Have you always wondered what institutional research professionals actually think of your firm’s marketing strategy? Are you looking to increase your firm’s efficiency?
Asset managers tend to make the same marketing mistakes, according to research professionals tasked with hiring. The more efficient firms can be in their marketing and sales activities, the more effective they will be.
Here are their top 10 recommendations:
1. WHAT’S YOUR GAME PLAN?
Billions of dollars are wasted annually on the wrong product, marketing effort or channel. Step back and evaluate your firm’s offerings. Affirming product efficacy in advance can ensure managers are in the right place, with the right offering, at the right time. Homework must be a formal exercise with in-depth competitive analysis and detailed evaluation of offerings’ terms, as well as a formal review of your firm’s game plan.
2. MAXIMIZE OPPORTUNITIES
Managers work diligently to get in front of the right audience. Yet often these chances are wasted with ill-prepared or ill-conceived presentations. Is the firm ready with the major touchpoints of an institutional marketing and sales campaign? This is a big opportunity that should not be wasted. Prepare in advance through trial runs, internal Q&As and a full review of every component.
3. MANAGE COSTS
Institutional marketing is a marathon, not a sprint: spend wisely, be frugal and put money where it matters. Think about what will work within the budget, what will match the firm’s culture and which channels make the most sense. Share the game plan internally in writing, including the length of time the firm will commit and what resources will be employed.
4. FOCUS ON FIT — NOT PERFORMANCE
Managers often rely too much on performance to justify a lack of communication and content about the underpinnings of the portfolio and team. This does not help make a case for an allocation. Rethink your focus, extending the purview to the broader context of the firm, its philosophy, professionals and money management processes.

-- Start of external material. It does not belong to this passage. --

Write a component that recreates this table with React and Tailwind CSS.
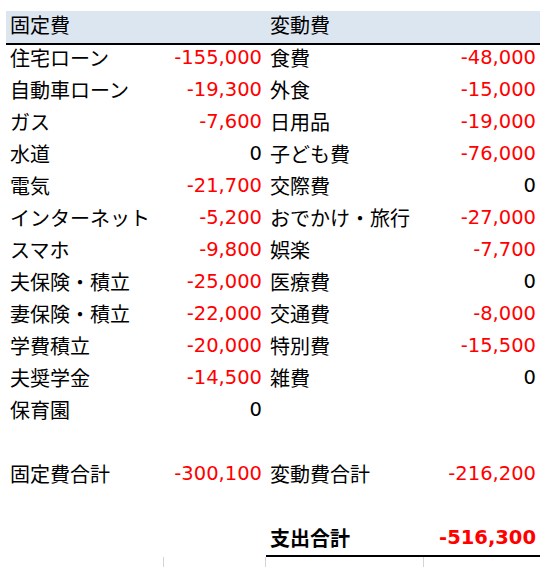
const fixed = [
    ['住宅ローン', '-155,000'],
    ['自動車ローン', '-19,300'],
    ['ガス', '-7,600'],
    ['水道', '0'],
    ['電気', '-21,700'],
    ['インターネット', '-5,200'],
    ['スマホ', '-9,800'],
    ['夫保険・積立', '-25,000'],
    ['妻保険・積立', '-22,000'],
    ['学費積立', '-20,000'],
    ['夫奨学金', '-14,500'],
    ['保育園', '0'],
];

const variable = [
    ['食費', '-48,000'],
    ['外食', '-15,000'],
    ['日用品', '-19,000'],
    ['子ども費', '-76,000'],
    ['交際費', '0'],
    ['おでかけ・旅行', '-27,000'],
    ['娯楽', '-7,700'],
    ['医療費', '0'],
    ['交通費', '-8,000'],
    ['特別費', '-15,500'],
    ['雑費', '0'],
    ['', ''],
];

function Label({ children, bold }) {
    return (
        <div className={`h-8 leading-[26px] px-1 whitespace-nowrap ${bold ? 'font-bold' : ''}`}>
            {children}
        </div>
    );
}

function Amount({ value, bold }) {
    const neg = value.startsWith('-');
    return (
        <div
            className={`h-8 leading-[26px] text-right pl-1 pr-[4px] whitespace-nowrap text-[19.5px] font-['DejaVu_Sans',sans-serif] ${neg ? 'text-[#ff0000]' : 'text-black'} ${bold ? 'font-bold' : ''}`}
        >
            {value}
        </div>
    );
}

export default function App() {
    return (
        <div
            className="w-[546px] h-[567px] bg-white text-black text-[20px] pt-[11px] overflow-hidden"
            style={{ fontFamily: '"Noto Sans CJK JP", "Noto Sans", sans-serif' }}
        >
            <div className="ml-[6px] w-[534px] grid grid-cols-[158px_102px_158px_116px]">
                {/* header */}
                <div className="col-span-2 h-[34px] leading-[28px] px-1 bg-[#dce6f1] border-b-2 border-black">固定費</div>
                <div className="col-span-2 h-[34px] leading-[28px] px-1 bg-[#dce6f1] border-b-2 border-black">変動費</div>

                {fixed.map(([label, value], i) => (
                    <div key={label} className="contents">
                        <Label>{label}</Label>
                        <Amount value={value} />
                        <Label>{variable[i][0]}</Label>
                        <Amount value={variable[i][1]} />
                    </div>
                ))}

                <div className="col-span-4 h-8" />

                <Label>固定費合計</Label>
                <Amount value="-300,100" />
                <Label>変動費合計</Label>
                <Amount value="-216,200" />

                <div className="col-span-4 h-8" />

                <div className="col-span-2" />
                <div className="col-span-2 h-8 grid grid-cols-[158px_116px] border-b-2 border-black">
                    <Label bold>支出合計</Label>
                    <Amount value="-516,300" bold />
                </div>

                <div className="h-3 border-r border-[#d4d4d4]" />
                <div className="h-3 border-r border-[#d4d4d4]" />
                <div className="h-3 border-r border-[#d4d4d4]" />
                <div className="h-3" />
            </div>
        </div>
    );
}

5. WHAT RISK MEANS TO INSTITUTIONS
Managers should remain focused on firm viability and the risk of a strategy failing to survive its growth years. Managers can best overcome these risks by having a diligent, detailed and cost-effective business plan that is well articulated throughout the process, and by effectively communicating their fit into an existing and diversified portfolio.
6. SHOW UP AND FOLLOW UP
A key component of long-term success is consistency. Institutional research professionals have enough experience to know how true this is. Questions institutions are asking themselves include: How long will the firm keep pinging us? Will they send something value-added beyond the norm that we can sink our teeth into, learn from and utilize? Are they consistently pleasant, present and accountable as market conditions change?
7. STRUCTURE MATTERS
Firm and offering structures are critical elements to successful asset gathering. Managers must have the right resource game plan, including the completion of an internal infrastructure review and positioning exercise before defining their best approach. The second element of structure is the product offering. Respondents in Noble Ark’s study, the Road to AUM: Driving Assets Under Management through Effective Marketing and Sales, cited manager marketing attempts as a fool’s errand for marketers when the pricing, structure or related terms were off the mark.
8. INTEGRITY MATTERS
To get hired, managers must demonstrate depth and consistency in team and track records. Why? Performance rarely holds up without a solid infrastructure behind it. Thirty-six months is a minimum in most cases, and that presumes everything is in place, including that the firm has a viable team, there has been no turnover and the track record shows consistent application of the process. Institutions want to see transparency, honesty and consistency along the way.
9. KEEP IT INTERESTING
Content and conversation must follow through on key messaging from beginning to end. Whatever the firm’s core messaging is, it is critical to demonstrate it through examples. Defining a manager is what makes them investable by institutions over time. It is also exactly what makes the process take so long. Find unique ways to show the firm’s value. Tossing out monthly or quarterly numbers is not a demonstration of the value.
10. GOOD KARMA COUNTS
Managers must come to the table and engage prospects. As the process is long and tedious, frustration is the norm among investment managers seeking asset growth. Whether they have recently launched or have been at it for years, they should have an orphaned strategy or a brand-new idea.